Chatwin's route takes him from Buenos Aires south through Argentina as far as Ushuaia, and thence to Punta Arenas, Puerto Natales and the Cueva del Milodon in Chile. The many topics he discusses in the book include the landscape and wildlife of Patagonia, the history of European exploration and settlement, Butch Cassidy's time in Patagonia, anarchists and strikers, and the fate of the native inhabitants.

==Reception==
This work established Chatwin's reputation as a travel writer. One of his biographers, Nicholas Murray, called In Patagonia "one of the most strikingly original postwar English travel books" and said that it revitalised the genre of travel writing.

The New York Times described it as a "little masterpiece of travel, history, and adventure." Some reviewers compared it with classics of travel literature such as Travels by Sir John Mandeville, Eothen by Alexander Kinglake and The Road to Oxiana by Robert Byron.

However, residents in the region contradicted the account of events depicted in Chatwin's book. It was the first time in his career, but not the last, that conversations and characters which Chatwin presented as fact were later alleged to be fiction. In the words of his biographer Nicholas Shakespeare, "Critics ... suspected that a number of Chatwin's brontosauri were mylodons."
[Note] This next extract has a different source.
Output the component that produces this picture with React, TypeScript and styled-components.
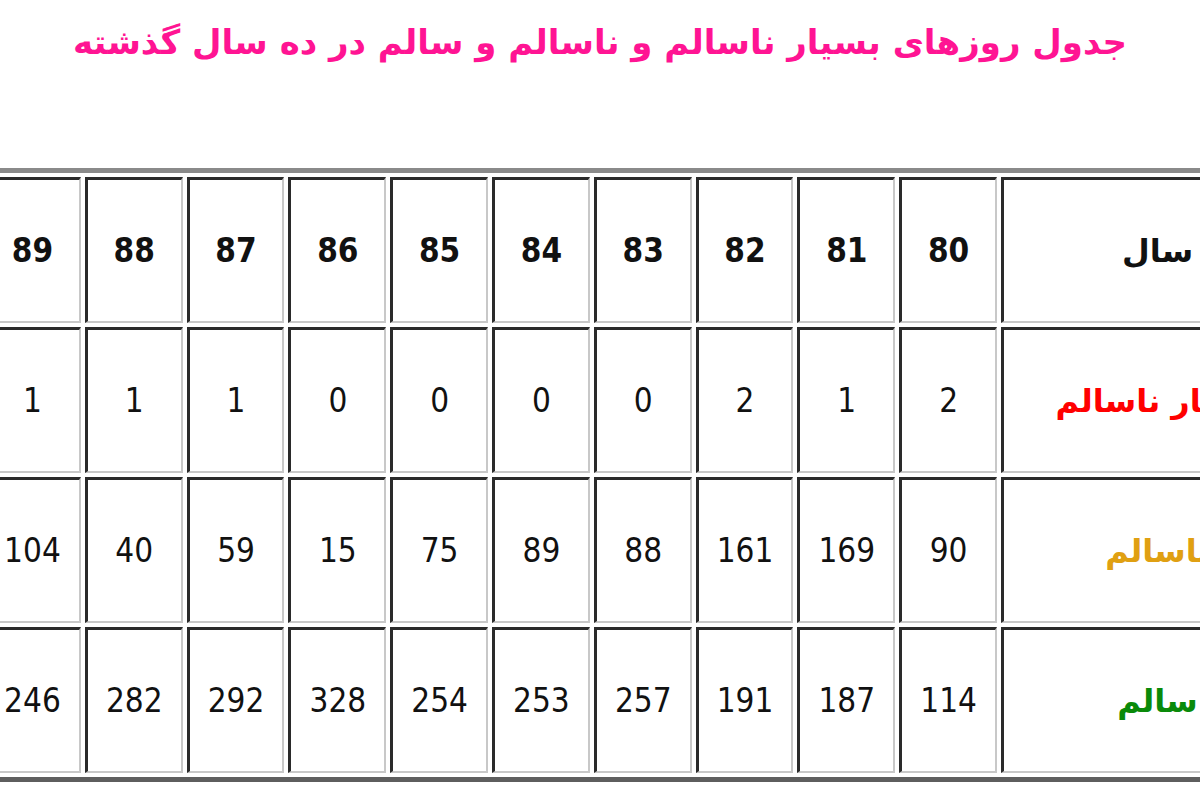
import styled, { createGlobalStyle } from "styled-components"

const GlobalStyle = createGlobalStyle`
  html, body {
    margin: 0;
    padding: 0;
    background: #ffffff;
  }
  body {
    font-family: "DejaVu Sans", Tahoma, sans-serif;
  }
`

const years = [80, 81, 82, 83, 84, 85, 86, 87, 88, 89]

const rows = [
  { label: "بسیار ناسالم", color: "#ff0000", values: [2, 1, 2, 0, 0, 0, 0, 1, 1, 1] },
  { label: "ناسالم", color: "#e0a012", values: [90, 169, 161, 88, 89, 75, 15, 59, 40, 104] },
  { label: "سالم", color: "#0a8a0a", values: [114, 187, 191, 257, 253, 254, 328, 292, 282, 246] },
]

const Page = styled.div`
  width: 1200px;
  height: 800px;
  overflow: hidden;
`

const Title = styled.h1`
  margin: 0;
  padding-top: 22px;
  height: 40px;
  line-height: 40px;
  text-align: center;
  direction: rtl;
  font-family: "DejaVu Sans", sans-serif;
  font-size: 34px;
  font-weight: bold;
  color: #ff1493;
`

const TableWrap = styled.div`
  margin-top: 106px;
  overflow: hidden;
`

const Grid = styled.div`
  direction: rtl;
  width: 1348px;
  margin-left: -26px;
  box-sizing: border-box;
  display: grid;
  grid-template-columns: 312px repeat(10, 97.8px);
  grid-auto-rows: 146px;
  gap: 4px;
  padding: 4px;
  border: 5px solid #8a8a8a;
  border-bottom-color: #5e5e5e;
  border-right-color: #5e5e5e;
  background: #ffffff;
`

const Cell = styled.div<{ $bold?: boolean }>`
  box-sizing: border-box;
  display: flex;
  align-items: center;
  justify-content: center;
  background: #ffffff;
  border-top: 3px solid #2a2a2a;
  border-left: 3px solid #2a2a2a;
  border-bottom: 2px solid #c8c8c8;
  border-right: 2px solid #c8c8c8;
  font-family: "DejaVu Sans Condensed", "DejaVu Sans", sans-serif;
  font-stretch: condensed;
  font-size: 33px;
  font-weight: ${(p) => (p.$bold ? "bold" : "normal")};
  color: #111111;
`

const Label = styled.span<{ $color: string }>`
  font-family: "DejaVu Sans", sans-serif;
  font-stretch: normal;
  font-size: 32px;
  font-weight: bold;
  color: ${(p) => p.$color};
`

export default function App() {
  return (
    <Page>
      <GlobalStyle />
      <Title>جدول روزهای بسیار ناسالم و ناسالم و سالم در ده سال گذشته</Title>
      <TableWrap>
        <Grid>
          <Cell>
            <Label $color="#111111">سال</Label>
          </Cell>
          {years.map((y) => (
            <Cell key={y} $bold>
              {y}
            </Cell>
          ))}
          {rows.map((row) => [
            <Cell key={row.label}>
              <Label $color={row.color}>{row.label}</Label>
            </Cell>,
            ...row.values.map((v, i) => <Cell key={row.label + i}>{v}</Cell>),
          ])}
        </Grid>
      </TableWrap>
    </Page>
  )
}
Some editions of In Patagonia contain 15 black and white photographs by Chatwin. According to Susannah Clapp, who edited the book, "Rebecca West amused Chatwin by telling him that these were so good they rendered superfluous the entire text of the book."

==Prizes==

For In Patagonia Chatwin received the Hawthornden Prize and the E. M. Forster Award from the American Academy of Arts and Letters.